Ruben Amaro, Jr., suggesting that trading Lee was a baseball move is almost as ludicrous. Trading a bona fide ace and one of the best pitchers in baseball to replenish the farm system would be as asinine as it gets in baseball, especially for a team that just went to back-to-back World Series. When a team can practically nail down a World Series in December, it damn well does it or its owners are quite simply in the wrong business.

Even if the team failed in an honest effort to sign Lee after this season, trading him was stupid. Anybody thinking only about baseball takes both Lee and Halladay for one season and worries about the following season after the parade. Besides that, Lee said yesterday that he expected to finish his career in Philadelphia, so there's no reason to think the team couldn't have kept both if the owners were willing to reduce their already robust profit margins just a tad.

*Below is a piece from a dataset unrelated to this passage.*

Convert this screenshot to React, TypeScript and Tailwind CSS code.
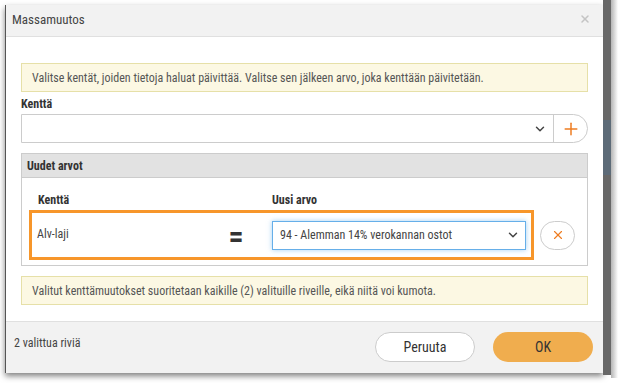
import { ChevronDown, Plus, X } from "lucide-react";

const font = { fontFamily: '"Roboto Condensed", "Liberation Sans Narrow", "DejaVu Sans Condensed", Roboto, sans-serif' };

const Notice: React.FC<{ text: string }> = ({ text }) => (
	<div className="h-[29px] flex items-center px-[10px] bg-[#fcf8e3] border border-[#e6e0a8] text-[12px] text-[#555]">
		{text}
	</div>
);

export default function App() {
	return (
		<div className="w-[618px] h-[383px] bg-white flex overflow-hidden" style={font}>
			<div className="pl-[5px] pt-[5px] flex">
				<div className="w-[598px] h-[368px] flex flex-col bg-white border-l border-[#555] shadow-[0_3px_6px_rgba(0,0,0,0.5)]">
					<div className="h-[32px] shrink-0 bg-[#f2f2f2] border-b border-[#e0e0e0] flex items-center justify-between pl-[6px] pr-[12px]">
						<span className="text-[13px] text-[#444] -mt-[2px]">Massamuutos</span>
						<X size={12} className="text-[#c4c4c4] -mt-[4px]" strokeWidth={3} />
					</div>
					<div className="flex-1 px-[15px] pt-[26px] flex flex-col">
						<Notice text="Valitse kentät, joiden tietoja haluat päivittää. Valitse sen jälkeen arvo, joka kenttään päivitetään." />
						<div className="mt-[2px] text-[12px] font-bold text-[#333] leading-[20px]">Kenttä</div>
						<div className="h-[29px] flex border border-[#ccc] rounded-r-full">
							<div className="flex-1 flex items-center justify-end pr-[6px]">
								<ChevronDown size={14} className="text-[#444]" strokeWidth={2.5} />
							</div>
							<div className="w-[34px] border-l border-[#ccc] flex items-center justify-center">
								<Plus size={20} className="text-[#ee7d22]" strokeWidth={1.8} />
							</div>
						</div>
						<div className="mt-[10px] border border-[#ccc]">
							<div className="h-[24px] bg-[#e2e2e2] border-b border-[#ccc] flex items-center px-[5px] text-[12px] font-bold text-[#333]">
								Uudet arvot
							</div>
							<div className="px-[7px] pt-[14px] pb-[5px]">
								<div className="flex text-[12px] font-bold text-[#333] leading-[16px]">
									<span className="w-[243px] pl-[9px]">Kenttä</span>
									<span>Uusi arvo</span>
								</div>
								<div className="flex items-center mt-[2px]">
									<div className="w-[505px] h-[50px] border-[3px] border-[#f7962a] flex items-center">
										<span className="w-[180px] pl-[5px] text-[12px] text-[#444] self-start mt-[12px]">Alv-laji</span>
										<span className="w-[48px] text-center text-[30px] font-bold text-[#333] leading-none mt-[4px]">=</span>
										<div className="ml-[12px] w-[254px] h-[29px] border border-[#66afe9] shadow-[0_0_5px_rgba(102,175,233,0.6)] flex items-center justify-between pl-[7px] pr-[5px] text-[12px] text-[#444]">
											<span>94 - Alemman 14% verokannan ostot</span>
											<ChevronDown size={14} className="text-[#444]" strokeWidth={2.5} />
										</div>
									</div>
									<div className="ml-[6px] w-[35px] h-[29px] rounded-full border border-[#ccc] flex items-center justify-center">
										<X size={14} className="text-[#ee7d22]" strokeWidth={2} />
									</div>
								</div>
							</div>
						</div>
						<div className="mt-[10px]">
							<Notice text="Valitut kenttämuutokset suoritetaan kaikille (2) valituille riveille, eikä niitä voi kumota." />
						</div>
					</div>
					<div className="h-[52px] shrink-0 bg-[#f2f2f2] border-t border-[#e0e0e0] flex items-start pl-[8px] pr-[10px] pt-[10px]">
						<span className="flex-1 text-[12px] text-[#444] mt-[2px]">2 valittua riviä</span>
						<button className="w-[100px] h-[30px] rounded-full bg-white border border-[#ccc] text-[14px] text-[#333]">Peruuta</button>
						<button className="ml-[18px] w-[100px] h-[30px] rounded-full bg-[#f0ad4e] text-[14px] text-[#333]">OK</button>
					</div>
				</div>
			</div>
			<div className="w-[8px] h-[375px] bg-[#686868] flex flex-col">
				<div className="h-[120px]" />
				<div className="h-[55px] bg-[#5d6b78]" />
			</div>
			<div className="w-[7px] h-[378px] bg-gradient-to-r from-[#b5b5b5] to-white" />
		</div>
	);
}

In fact, when fans are jamming into Citizen's Bank Park night after night, the land for which the city sold to the Phillies for a grand total of one dollar, and the taxpayers footed two-thirds of the cost of building the stadium, it could be argued that the owners were obligated to "suck it up" by making a few less million for at least one year to give the city that stuffs their pockets year after year another World Champion.

By Opening Day, maybe the fact that this was essentially a move about the bottom line is forgotten. If Halladay continues to be a stud, it probably will be. But the reality is that anything short of a World Series championship makes trading Lee a terrible move.

Picks. After last week's 3-0 sweep . . . yeah, baby . . . for +28.56 points, I'm at -24.88 since week 10 from 100 for 75.12 points with a record of 21-22 in the NFL and 30-36 in all sports for 2009. This week I'm going with San Diego -7 (20/19.05pts.), Giants -3 (10/10.50pts.), and New Orleans -7.5 (20/19.05pts).